É uma questão muito complexa, porque hoje o Brasil é um dos países que têm mais pontualidade a nível mundial. Quando você compara com outros países, o Brasil tem um nível de pontualidade muito alto, mas, realmente, tem muita judicialização. Então, não condiz uma coisa com a outra. Tem muita pontualidade e, por outro lado, muita judicialização. A principal questão aqui no Brasil é que qualquer motivo de cancelamento ou demora que seja alheia à empresa aérea, mesmo assim ela tem que arcar com todos os custos. Por exemplo, se um aeroporto está fechado por chuva forte ou por nevoeiro. Muitas vezes as companhias aéreas são judicializadas por esse motivo. E as companhias aéreas não têm responsabilidade sobre o fechamento de um aeroporto. Em outros países isso não acontece. Em outros países, quando o aeroporto fecha, o passageiro já está ciente que é uma razão alheia à companhia aérea. Por isso, não existe muita judicialização nesse momento. Nós, aqui no Brasil, damos o máximo atendimento aos passageiros. Damos o máximo suporte quando acontecem essas coisas. A gente oferece alimentação, hotel, todas as alternativas. Mas, apesar desses esforços, a judicialização está aí. É muito complexo.
Você viaja muito pelo mundo e vem à Bahia com frequência. Quais são as impressões que um cidadão do mundo, como o senhor, tem do destino Bahia?
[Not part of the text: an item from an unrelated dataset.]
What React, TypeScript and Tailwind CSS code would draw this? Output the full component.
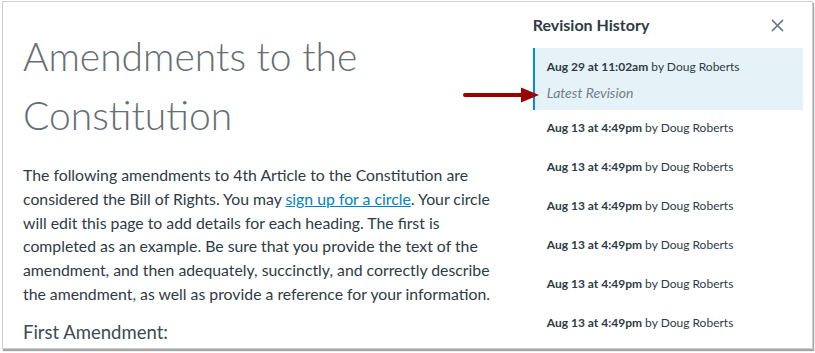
import React from 'react';

const revisions = [
  { date: 'Aug 13 at 4:49pm', author: 'Doug Roberts' },
  { date: 'Aug 13 at 4:49pm', author: 'Doug Roberts' },
  { date: 'Aug 13 at 4:49pm', author: 'Doug Roberts' },
  { date: 'Aug 13 at 4:49pm', author: 'Doug Roberts' },
  { date: 'Aug 13 at 4:49pm', author: 'Doug Roberts' },
  { date: 'Aug 13 at 4:49pm', author: 'Doug Roberts' },
];

function CloseIcon() {
  return (
    <svg width="13" height="13" viewBox="0 0 14 14" fill="none" stroke="#6b7780" strokeWidth="1.6" strokeLinecap="round">
      <path d="M1.5 1.5l11 11M12.5 1.5l-11 11" />
    </svg>
  );
}

// Red callout arrow pointing at the latest revision
function Arrow() {
  return (
    <svg width="78" height="18" viewBox="0 0 78 18" className="absolute left-[-72px] top-[38px]">
      <path d="M2 9h58" stroke="#990000" strokeWidth="4" strokeLinecap="round" />
      <path d="M58 1.5L76 9L58 16.5Z" fill="#990000" />
    </svg>
  );
}

export default function App() {
  return (
    <div className="w-[815px] h-[353px] bg-white overflow-hidden" style={{ fontFamily: 'Lato, "Noto Sans", sans-serif' }}>
      <div className="ml-[2px] mt-[1px] w-[811px] h-[348px] border border-[#cfcfcf] shadow-[1px_2px_1px_rgba(0,0,0,0.35)] flex overflow-hidden">
        {/* Page content */}
        <div className="w-[510px] pl-[20px] pt-[25px] text-[#2d3b45]">
          <h1 className="text-[39px] leading-[59px] font-light text-[#666e73]">
            Amendments to the Constitution
          </h1>
          <p className="mt-[18px] text-[15.8px] leading-[23.8px] w-[472px]">
            The following amendments to 4th Article to the Constitution are considered the Bill of Rights. You may{' '}
            <a className="text-[#0081c6] underline">sign up for a circle</a>. Your circle will edit this page to add
            details for each heading. The first is completed as an example. Be sure that you provide the text of the
            amendment, and then adequately, succinctly, and correctly describe the amendment, as well as provide a
            reference for your information.
          </p>
          <h2 className="mt-[13px] text-[18.5px] leading-[26px] text-[#3d4a53]">First Amendment:</h2>
        </div>

        {/* Revision history sidebar */}
        <div className="w-[280px] ml-[21px] pt-[12px]">
          <div className="flex items-center justify-between pr-[28px] h-[22px]">
            <h2 className="text-[16px] font-bold text-[#2d3b45]">Revision History</h2>
            <CloseIcon />
          </div>
          <div className="relative mt-[12px] h-[62px] bg-[#e5f2f8] border-l-2 border-[#008ee2] pl-[12px] pt-[10px] w-[270px]">
            <Arrow />
            <div className="text-[12px] leading-[18px] text-[#2d3b45]">
              <span className="font-bold">Aug 29 at 11:02am</span> by Doug Roberts
            </div>
            <div className="mt-[8px] text-[14px] leading-[18px] italic text-[#73818c]">Latest Revision</div>
          </div>
          <div className="pl-[14px] pt-[9px]">
            {revisions.map((r, i) => (
              <div key={i} className="h-[39px] text-[12px] leading-[18px] text-[#2d3b45]">
                <span className="font-bold">{r.date}</span> by {r.author}
              </div>
            ))}
          </div>
        </div>
      </div>
    </div>
  );
}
A Bahia tem um potencial gigantesco a nível cultural, gastronômico, de praias e de pessoas, porque as pessoas aqui são muito acolhedoras, muito boas. Eu acho que a Bahia ainda tem muito mais para evoluir na recepção de passageiros estrangeiros, mas é um destino maravilhoso. A Bahia tem crescido muito a nível geral. Acredito que a Bahia está em um bom caminho para se tornar um destino global, pensando nas praias, na gastronomia, na cultura. O estado tem muito ainda para dar.